On November 27, 2019, the Company
issued 4,992,872 shares of common stock to Carebourn Capital, L. P. (“Carebourn”) in partial satisfaction of its obligations
under, and the holder’s election to convert $6,591 of accrued and unpaid interest of, the Company’s convertible promissory
note issued to Carebourn on August 29, 2018.
On December 4, 2019, the Company
issued 4,038,462 shares of common stock to Adar Alef LLC (“Adar Alef”) in partial satisfaction of its obligations under,
and the holder’s election to convert a $7,000 portion of, the Company’s convertible promissory note originally issued
to GoldenLife Investments LLC on September 1, 2017, and purchased by Adar Alef on August 29, 2019.

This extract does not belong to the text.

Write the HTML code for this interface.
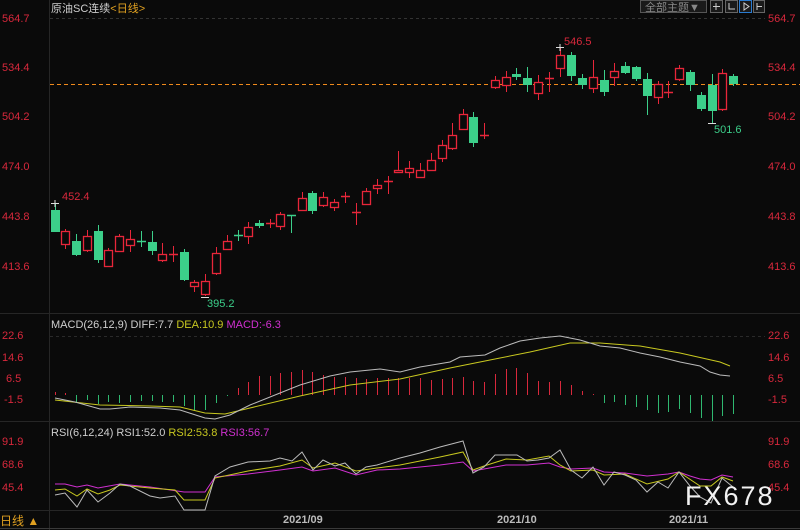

On December 5, 2019, the Company
issued 5,470,500 shares of common stock to Auctus Fund LLC (“Auctus”) in partial satisfaction of its obligations under,
and the holder’s election to convert a $2,454 interest portion and $500 of fees of, the Company’s convertible promissory
note issued to Auctus on November 15, 2018.
On December 6, 2019, the
Company issued 5,411,684 shares of common stock to GS Capital in partial satisfaction of its obligations under, and
the holder’s election to convert a $3,500 principal portion and $330 of accrued and unpaid interest of, the
Company’s convertible promissory note issued to GS Capital on March 7, 2019.
These issuances of these shares of Company
common stock were made in reliance on the exemption from registration provided by Sections 3(a)(9), 4(a)(1) and 4(a)(2) of the
Securities Act as the common stock was issued in exchange for debt securities of the registrant held by each shareholder for the
requisite holding period, there was no additional consideration for the exchange, there was no remuneration for the solicitation
of the exchange, there was no general solicitation, and the transactions did not involve a public offering.
The information provided above in Item 1.01
herein is incorporated by reference into this Item 2.03. The issuance of the Note was made in reliance on the exemption from registration
provided by Section 4(a)(2) of the Securities Act and/or upon Rule 506(b) of Regulation D promulgated under the Securities Act
of 1933 as there was no general solicitation, and the transactions did not involve a public offering.